Does Estone offer a 5-year EMI plan?
Estone Infra is open to short-term EMI structures for buyers who prefer not to go through a bank, typically 20-25 percent down with the balance over 12 to 24 monthly instalments. For tenures longer than 24 months, the practical route on Sultanpur Road is a bank plot loan with SBI Realty, HDFC, ICICI, Axis or PNB Housing, all of whom recognise Estone's LDA-clear project. Send us your salary and savings on WhatsApp and we will lay out the actual numbers both ways.
Can NRIs use a 5-year EMI plot plan?
Yes for developer-funded plans, paid from an NRE or NRO account, with KYC and address proof from the country of residence. Bank 5-year plot loans for NRIs are available with SBI, HDFC and ICICI, but require an NRE/NRO setup and an Indian co-applicant in some cases. Our NRI remote diligence guide walks the full process.

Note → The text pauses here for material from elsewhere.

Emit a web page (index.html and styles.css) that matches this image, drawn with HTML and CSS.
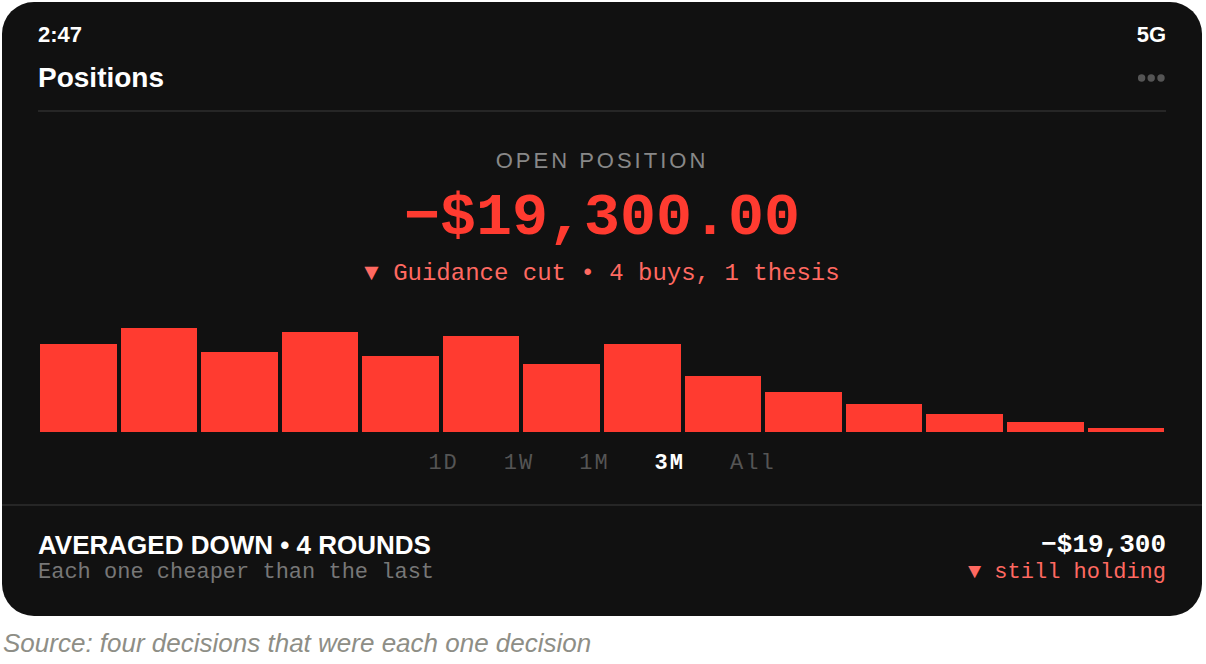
FILE: index.html
```html
<!DOCTYPE html>
<html lang="en">
<head>
    <meta charset="UTF-8">
    <meta name="viewport" content="width=device-width, initial-scale=1.0">
    <title>Positions</title>
    <link rel="stylesheet" href="styles.css">
</head>
<body>
    <figure>
        <main class="card">
            <div class="status-bar">
                <span>2:47</span>
                <span>5G</span>
            </div>
            <header class="title-bar">
                <h1>Positions</h1>
                <button type="button" class="more" aria-label="More">
                    <svg width="28" height="8" viewBox="0 0 28 8" fill="currentColor" aria-hidden="true">
                        <circle cx="3.6" cy="4" r="3.7"/>
                        <circle cx="13.2" cy="4" r="3.7"/>
                        <circle cx="23" cy="4" r="3.7"/>
                    </svg>
                </button>
            </header>
            <section class="position">
                <p class="label">OPEN POSITION</p>
                <p class="amount">−$19,300.00</p>
                <p class="note">▼ Guidance cut • 4 buys, 1 thesis</p>
            </section>
            <div class="chart">
                <div class="bar" style="height: 88px"></div>
                <div class="bar" style="height: 104px"></div>
                <div class="bar" style="height: 80px"></div>
                <div class="bar" style="height: 100px"></div>
                <div class="bar" style="height: 76px"></div>
                <div class="bar" style="height: 96px"></div>
                <div class="bar" style="height: 68px"></div>
                <div class="bar" style="height: 88px"></div>
                <div class="bar" style="height: 56px"></div>
                <div class="bar" style="height: 40px"></div>
                <div class="bar" style="height: 28px"></div>
                <div class="bar" style="height: 18px"></div>
                <div class="bar" style="height: 10px"></div>
                <div class="bar" style="height: 4px"></div>
            </div>
            <nav class="ranges">
                <button type="button">1D</button>
                <button type="button">1W</button>
                <button type="button">1M</button>
                <button type="button" class="active">3M</button>
                <button type="button">All</button>
            </nav>
            <footer class="holding">
                <div>
                    <h2>AVERAGED DOWN • 4 ROUNDS</h2>
                    <p>Each one cheaper than the last</p>
                </div>
                <div class="result">
                    <p class="total">−$19,300</p>
                    <p class="loss">▼ still holding</p>
                </div>
            </footer>
        </main>
        <figcaption>Source: four decisions that were each one decision</figcaption>
    </figure>
</body>
</html>
```

FILE: styles.css
```css
/* General Styling */
body {
    font-family: 'Liberation Sans', Arial, sans-serif;
    margin: 0;
    padding: 2px 4px 0 2px;
    background-color: #ffffff;
    color: white;
}

figure,
h1,
h2,
p {
    margin: 0;
}

button {
    padding: 0;
    border: none;
    background: none;
    font: inherit;
    color: inherit;
    letter-spacing: inherit;
    cursor: pointer;
}

.card {
    background-color: #111111;
    border-radius: 32px;
    overflow: hidden;
}

/* Top of the screen */
.status-bar {
    display: flex;
    justify-content: space-between;
    padding: 20px 36px 0;
    font-size: 22px;
    font-weight: bold;
    line-height: 26px;
}

.title-bar {
    display: flex;
    justify-content: space-between;
    align-items: center;
    margin: 0 36px;
    padding: 14px 0 16px;
    border-bottom: 2px solid #262626;
}

h1 {
    font-size: 28px;
    line-height: 32px;
}

.more {
    display: flex;
    color: #555555;
}

/* Open position */
.position {
    padding: 36px 36px 0;
    text-align: center;
}

.label {
    font-size: 22px;
    line-height: 26px;
    letter-spacing: 3px;
    color: #888888;
}

.amount {
    margin-top: 10px;
    font-family: 'Liberation Mono', 'Courier New', monospace;
    font-size: 60px;
    font-weight: bold;
    line-height: 68px;
    color: #ff3b30;
}

.note {
    margin-top: 8px;
    font-family: 'Liberation Mono', 'Courier New', monospace;
    font-size: 24px;
    line-height: 28px;
    color: #ff6961;
}

/* Chart */
.chart {
    display: flex;
    align-items: flex-end;
    gap: 4px;
    height: 120px;
    margin: 24px 36px 0;
    padding: 0 2px;
}

.bar {
    flex: 1;
    background-color: #ff3b30;
}

.ranges {
    display: flex;
    justify-content: center;
    gap: 45px;
    padding: 20px 36px 28px;
    font-family: 'Liberation Mono', 'Courier New', monospace;
    font-size: 22px;
    line-height: 24px;
    letter-spacing: 2px;
    color: #555555;
}

.ranges .active {
    color: white;
    font-weight: bold;
}

/* Summary row */
.holding {
    display: flex;
    justify-content: space-between;
    padding: 24px 36px 30px;
    border-top: 2px solid #262626;
    font-family: 'Liberation Mono', 'Courier New', monospace;
    font-size: 22px;
    line-height: 26px;
    color: #777777;
}

h2 {
    font-family: 'Liberation Sans', Arial, sans-serif;
    font-size: 26px;
    line-height: 30px;
    color: white;
}

.result {
    text-align: right;
}

.total {
    font-size: 26px;
    font-weight: bold;
    line-height: 30px;
    color: white;
}

.loss {
    color: #ff6961;
}

figcaption {
    padding: 12px 1px 0;
    font-size: 26px;
    font-style: italic;
    line-height: 30px;
    color: #8e8e86;
}
```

What happens if I miss an EMI on a developer 5-year plan?
Most developers charge a late fee of about 2 percent per month on the overdue EMI, plus a grace window of 5 to 10 days. Two missed EMIs typically trigger a formal notice; three missed EMIs can trigger booking cancellation with a partial refund (10-15 percent of the amount paid is retained as cancellation charge). The bank route has stricter late-payment rules with CIBIL impact and legal recovery options.
Is registry transferred at booking or at end of year 5?
Varies by developer. Some transfer registry at booking (you pay stamp duty up front, you own the plot legally from day one, you continue EMIs as a contractual debt). Others keep registry at end of year 5 (lower up-front cash, but you don't legally own the plot until the last EMI clears). Insist on the registry timing in writing, in the Agreement to Sell. Bank loans always require registry at disbursement.